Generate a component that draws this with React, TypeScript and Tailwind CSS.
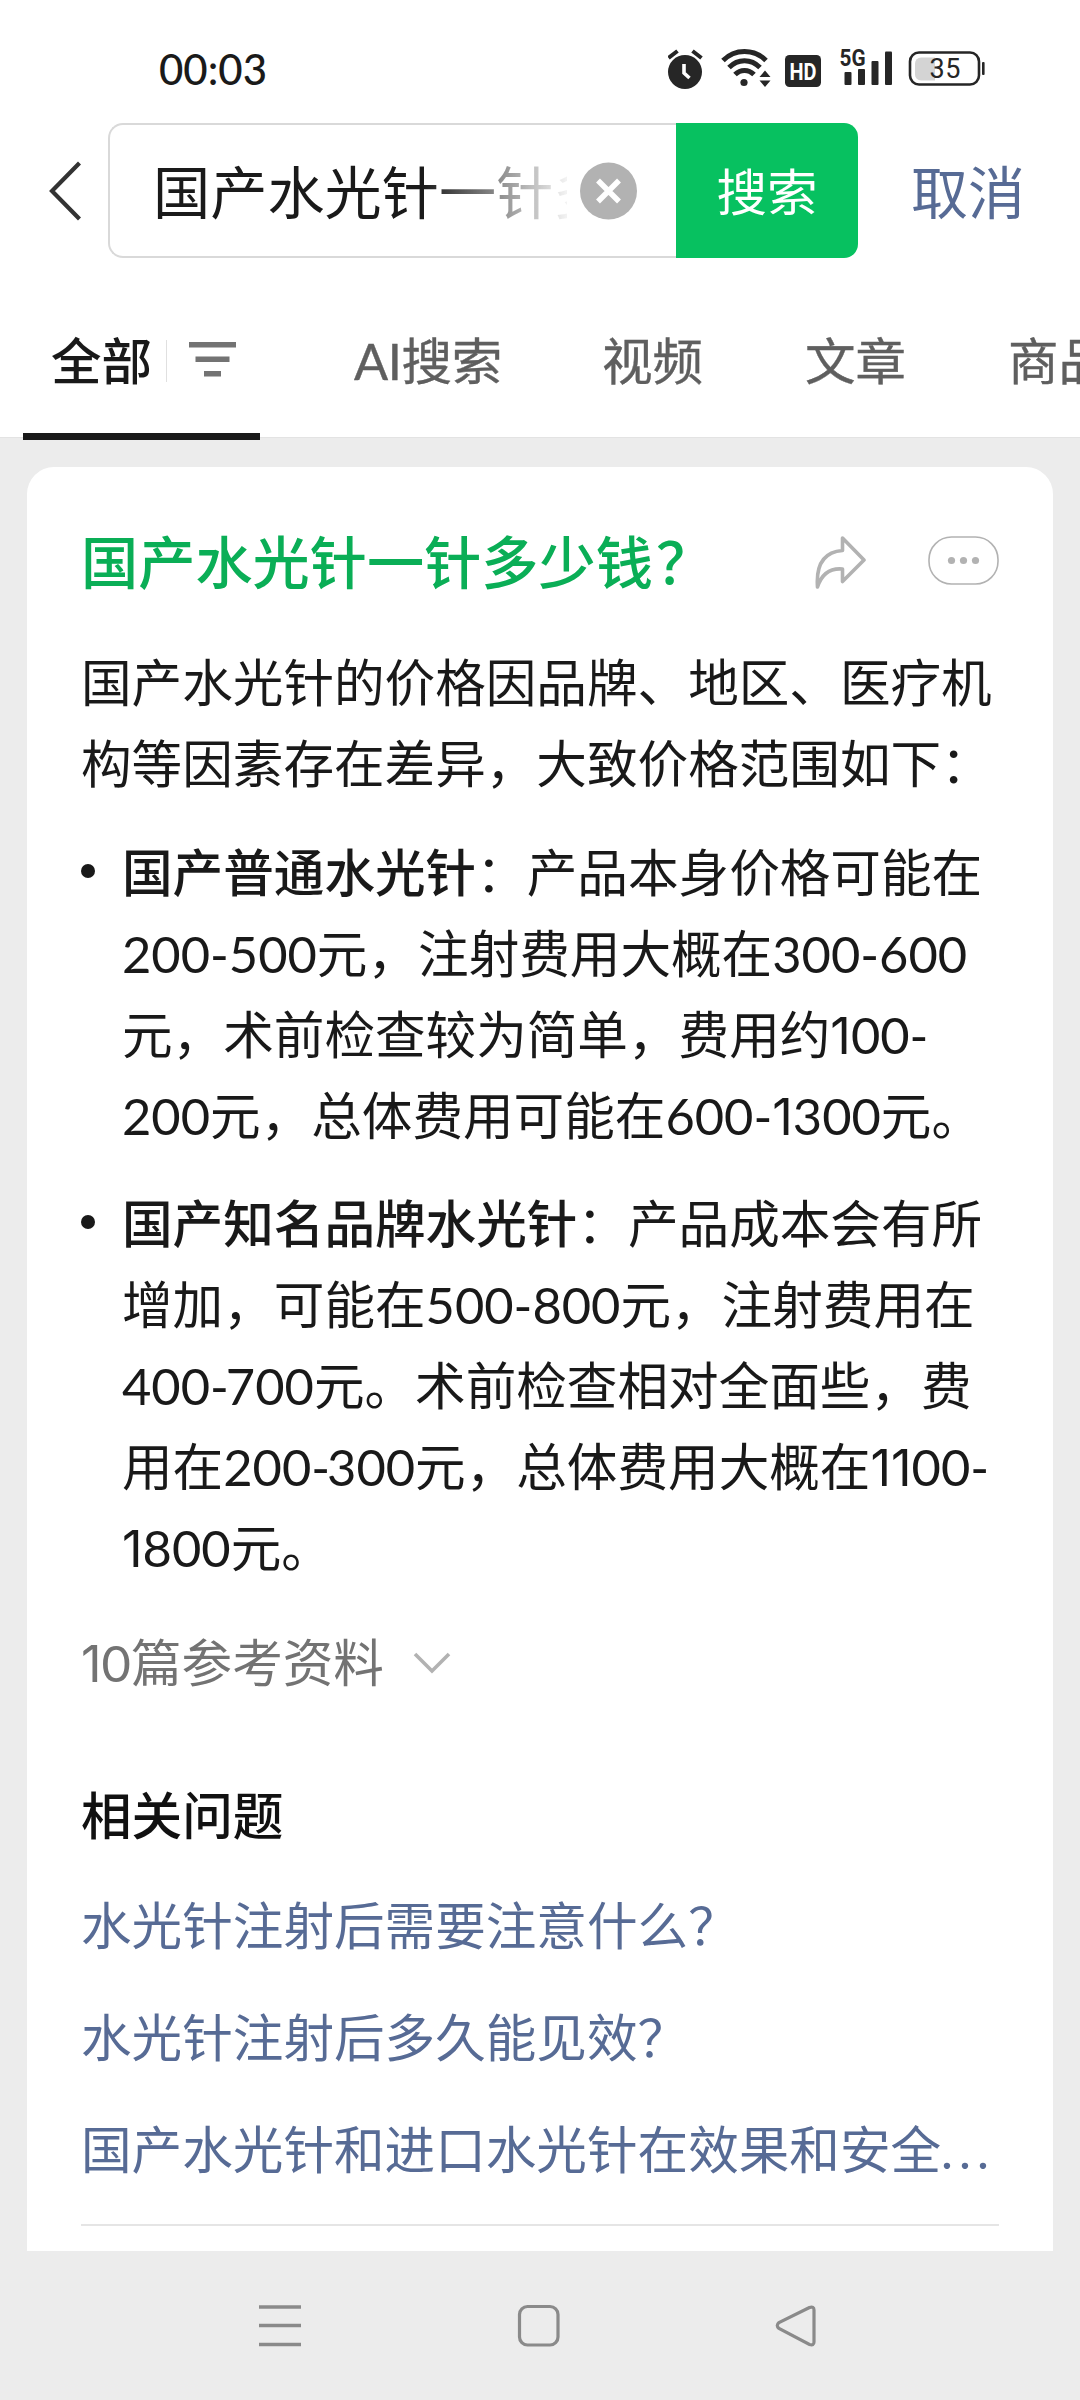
import type { ReactNode } from 'react'

const tabs = ['视频', '文章', '商品']

const intro = ['国产水光针的价格因品牌、地区、医疗机', '构等因素存在差异，大致价格范围如下：']

const priceItems = [
  {
    name: '国产普通水光针',
    first: '：产品本身价格可能在',
    rest: [
      '200-500元，注射费用大概在300-600',
      '元，术前检查较为简单，费用约100-',
      '200元，总体费用可能在600-1300元。',
    ],
  },
  {
    name: '国产知名品牌水光针',
    first: '：产品成本会有所',
    rest: [
      '增加，可能在500-800元，注射费用在',
      '400-700元。术前检查相对全面些，费',
      '用在200-300元，总体费用大概在1100-',
      '1800元。',
    ],
  },
]

const questions = ['水光针注射后需要注意什么？', '水光针注射后多久能见效？']

// narrow footless 1, and a tighter hyphen before 3 and 7
function Figures({ text }: { text: string }) {
  return text.split(/(1|-(?=[37]))/).map((part, i) => {
    if (part === '1') {
      return (
        <span key={i} className="font-[Inter] leading-none">
          1
        </span>
      )
    }
    if (part === '-') {
      return (
        <span key={i} className="tracking-[-3px]">
          -
        </span>
      )
    }
    return part
  })
}

function Line({ children }: { children: ReactNode }) {
  return <span className="block whitespace-nowrap">{children}</span>
}

function StatusBar() {
  return (
    <div className="flex h-[123px] items-start justify-between pt-[44px] pr-[92px] pl-[159px]">
      <span className="text-[42px] leading-[50px] font-medium text-[#1a1a1a]">00:03</span>
      <svg className="mt-[3px]" width="320" height="44" viewBox="668 47 320 44" fill="#262626">
        {/* alarm */}
        <circle cx="685" cy="72" r="17" />
        <path d="M668.5 58l9-7M701.5 58l-9-7" stroke="#262626" strokeWidth="4" />
        <path d="M684 64v9l5.500 5" stroke="#fff" strokeWidth="3.600" fill="none" />
        {/* wifi */}
        <g fill="none" stroke="#262626" strokeWidth="5">
          <path d="M723 60.500c12-12 31-12 43 0" />
          <path d="M729 67.500c9-9 22-9 31 0" />
          <path d="M735 74.500c5.500-5.500 13.500-5.500 19 0" />
        </g>
        <circle cx="744" cy="82.500" r="3.600" />
        <path d="M765 70.500l5.500 6.500h-11zM765 87l5.500-6.500h-11z" />
        {/* hd badge */}
        <rect x="785" y="55" width="36" height="32" rx="4.500" />
        <text x="803" y="79.500" textAnchor="middle" fontFamily="Roboto" fontWeight="700" fontSize="23" textLength="27" lengthAdjust="spacingAndGlyphs" fill="#fff">
          HD
        </text>
        {/* signal */}
        <text x="839.500" y="66" fontFamily="Roboto" fontWeight="700" fontSize="23" textLength="26" lengthAdjust="spacingAndGlyphs">
          5G
        </text>
        <rect x="844.500" y="72" width="7" height="13" rx="1" />
        <rect x="858" y="69" width="7" height="16" rx="1" />
        <rect x="871.500" y="61" width="7" height="24" rx="1" />
        <rect x="885" y="51.500" width="7" height="33.500" rx="1" />
        {/* battery */}
        <path d="M921 57.500h14v23h-14a6 6 0 0 1-6-6v-11a6 6 0 0 1 6-6z" fill="#d4d4d4" />
        <rect x="910" y="52.500" width="69" height="32" rx="9" fill="none" stroke="#262626" strokeWidth="2.600" />
        <rect x="982" y="62" width="2.600" height="13" rx="1" />
        <text x="945" y="78" textAnchor="middle" fontFamily="Roboto" fontSize="27" textLength="31">
          35
        </text>
      </svg>
    </div>
  )
}

function SearchBar() {
  return (
    <div className="flex h-[135px] items-center">
      <svg className="ml-[44px] shrink-0" width="64" height="70" viewBox="0 0 64 70" fill="none" stroke="#333" strokeWidth="4.2">
        <path d="M35.500 7L8 35l27.500 28" />
      </svg>
      <div className="flex h-[135px] w-[568px] shrink-0 items-center rounded-l-[15px] border-2 border-r-0 border-[#d9d9d9] pl-[43px]">
        <div className="w-[414px] overflow-hidden bg-gradient-to-r from-[#1a1a1a] from-65% to-[#1a1a1a]/5 bg-clip-text pt-[3px] text-[57.2px] leading-[80px] whitespace-nowrap text-transparent">
          国产水光针一针多
        </div>
        <svg className="ml-[13px] shrink-0" width="58" height="58" viewBox="0 0 58 58">
          <circle cx="28.500" cy="29" r="28.500" fill="#b2b2b2" />
          <path d="M18 18.500l21 21M39 18.500l-21 21" stroke="#fff" strokeWidth="5.500" />
        </svg>
      </div>
      <button className="h-[135px] w-[182px] shrink-0 rounded-r-[14px] bg-[#07c160] pt-[3px] text-[50.5px] text-white">搜索</button>
      <button className="ml-[53px] shrink-0 pt-[4px] text-[57px] text-[#576b95]">取消</button>
    </div>
  )
}

function Tabs() {
  return (
    <div className="h-[182px] overflow-hidden pt-[63px] text-[50.5px] leading-[80px]">
      <div className="flex">
        <div className="ml-[23px] flex h-[80px] w-[237px] shrink-0 items-center pl-[28px]">
          <span className="font-medium whitespace-nowrap text-[#191919]">全部</span>
          <span className="ml-[14px] h-[42px] w-px bg-[#e0e0e0]" />
          <svg className="ml-[22px]" width="47" height="40" fill="#737373">
            <rect width="47" height="5.500" y="1" />
            <rect width="34" height="5.500" x="6.500" y="15.500" />
            <rect width="17" height="5.500" x="15" y="30" />
          </svg>
        </div>
        <div className="ml-[94px] flex gap-[102px] whitespace-nowrap text-[#5f5f5f] [-webkit-text-stroke:0.4px]">
          <span className="w-[146px] tracking-[-0.4px]">AI搜索</span>
          {tabs.map((tab) => (
            <span key={tab}>{tab}</span>
          ))}
        </div>
      </div>
    </div>
  )
}

function AnswerHeader() {
  return (
    <div className="flex h-[95px] items-center">
      <h1 className="grow text-[57.2px] leading-[95px] font-medium whitespace-nowrap text-[#0aae56]">
        国产水光针一针多少钱<span className="ml-[3px]">？</span>
      </h1>
      <svg className="mr-[60px] shrink-0" width="54" height="56" viewBox="0 0 54 56" fill="none" stroke="#b2b2b2" strokeWidth="3.6" strokeLinejoin="round">
        <path d="M28.500 3L50 25 28.500 46.500V34C17 33 8 38 3.500 52C2 31 9 17 28.500 15.500z" />
      </svg>
      <svg className="-mt-[4px] shrink-0" width="71" height="49" viewBox="0 0 71 49">
        <rect x="1" y="1" width="69" height="47" rx="22.500" fill="none" stroke="#b2b2b2" strokeWidth="1.6" />
        <g fill="#b2b2b2">
          <circle cx="23.500" cy="24.500" r="3.600" />
          <circle cx="35.500" cy="24.500" r="3.600" />
          <circle cx="47.500" cy="24.500" r="3.600" />
        </g>
      </svg>
    </div>
  )
}

function AnswerCard() {
  return (
    <section className="mx-[27px] mt-[29px] h-[1784px] rounded-t-[27px] bg-white px-[54px] pt-[48px] text-[50.6px] leading-[81px] text-[#191919]">
      <AnswerHeader />
      <p className="mt-8">
        {intro.map((line) => (
          <Line key={line}>{line}</Line>
        ))}
      </p>
      <ul className="mt-7 space-y-[27px]">
        {priceItems.map((item) => (
          <li key={item.name} className="flex items-start">
            <span className="mt-8 mr-[27px] size-[14px] shrink-0 rounded-full bg-[#191919]" />
            <div>
              <Line>
                <b className="font-medium">{item.name}</b>
                {item.first}
              </Line>
              {item.rest.map((line) => (
                <Line key={line}>
                  <Figures text={line} />
                </Line>
              ))}
            </div>
          </li>
        ))}
      </ul>
      <div className="mt-[34px] flex items-center text-[#737373]">
        <span>
          <Figures text="10篇参考资料" />
        </span>
        <svg className="ml-[29px]" width="38" height="24" viewBox="0 0 38 24" fill="none" stroke="#b2b2b2" strokeWidth="3.6">
          <path d="M2 3l17 17L36 3" />
        </svg>
      </div>
      <h2 className="mt-[72px] font-medium text-[#111]">相关问题</h2>
      <div className="mt-[14px] leading-[112px] whitespace-nowrap text-[#576b95]">
        {questions.map((question) => (
          <a key={question} className="block">
            {question}
          </a>
        ))}
        <a className="block">
          国产水光针和进口水光针在效果和安全<span className="tracking-[6px]">...</span>
        </a>
      </div>
      <div className="mt-[18px] h-[2px] bg-[#e5e5e5]" />
    </section>
  )
}

function NavBar() {
  return (
    <nav className="flex h-[149px] items-start pt-[53px] pl-[259px]">
      <svg width="42" height="44" stroke="#8a8a8a" strokeWidth="3.6">
        <path d="M0 3h42M0 21.500h42M0 40.500h42" />
      </svg>
      <svg className="ml-[216px]" width="44" height="44" fill="none" stroke="#8a8a8a" strokeWidth="3.2">
        <rect x="2.500" y="2.500" width="38.500" height="38.500" rx="8" />
      </svg>
      <svg className="ml-[214px]" width="44" height="44" fill="none" stroke="#8a8a8a" strokeWidth="3.2">
        <path d="M34.500 3.500L4 18.500Q0.500 21.500 4 24.500L34.500 40.500Q39 42 39 38V6Q39 2 34.500 3.500z" />
      </svg>
    </nav>
  )
}

export default function App() {
  return (
    <div className="h-[2400px] w-[1080px] overflow-hidden bg-[#ececec] font-['Lato','Noto_Sans_CJK_SC',sans-serif]" lang="zh-CN">
      <header className="h-[438px] border-b border-[#e3e3e3] bg-white">
        <StatusBar />
        <SearchBar />
        <Tabs />
        <div className="relative -top-[7px] ml-[23px] h-[7px] w-[237px] bg-[#191919]" />
      </header>
      <AnswerCard />
      <NavBar />
    </div>
  )
}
------------------------------------
- Exercise directions: Please take the lines from the beginning of the data above through the line holding "const questions = ['水光针注射后需要注意什么？', '水光针注射后多久能见效？']" and transcribe them exactly, without any pictures.

- Exercise solution:
Generate a component that draws this with React, TypeScript and Tailwind CSS.
import type { ReactNode } from 'react'

const tabs = ['视频', '文章', '商品']

const intro = ['国产水光针的价格因品牌、地区、医疗机', '构等因素存在差异，大致价格范围如下：']

const priceItems = [
  {
    name: '国产普通水光针',
    first: '：产品本身价格可能在',
    rest: [
      '200-500元，注射费用大概在300-600',
      '元，术前检查较为简单，费用约100-',
      '200元，总体费用可能在600-1300元。',
    ],
  },
  {
    name: '国产知名品牌水光针',
    first: '：产品成本会有所',
    rest: [
      '增加，可能在500-800元，注射费用在',
      '400-700元。术前检查相对全面些，费',
      '用在200-300元，总体费用大概在1100-',
      '1800元。',
    ],
  },
]

const questions = ['水光针注射后需要注意什么？', '水光针注射后多久能见效？']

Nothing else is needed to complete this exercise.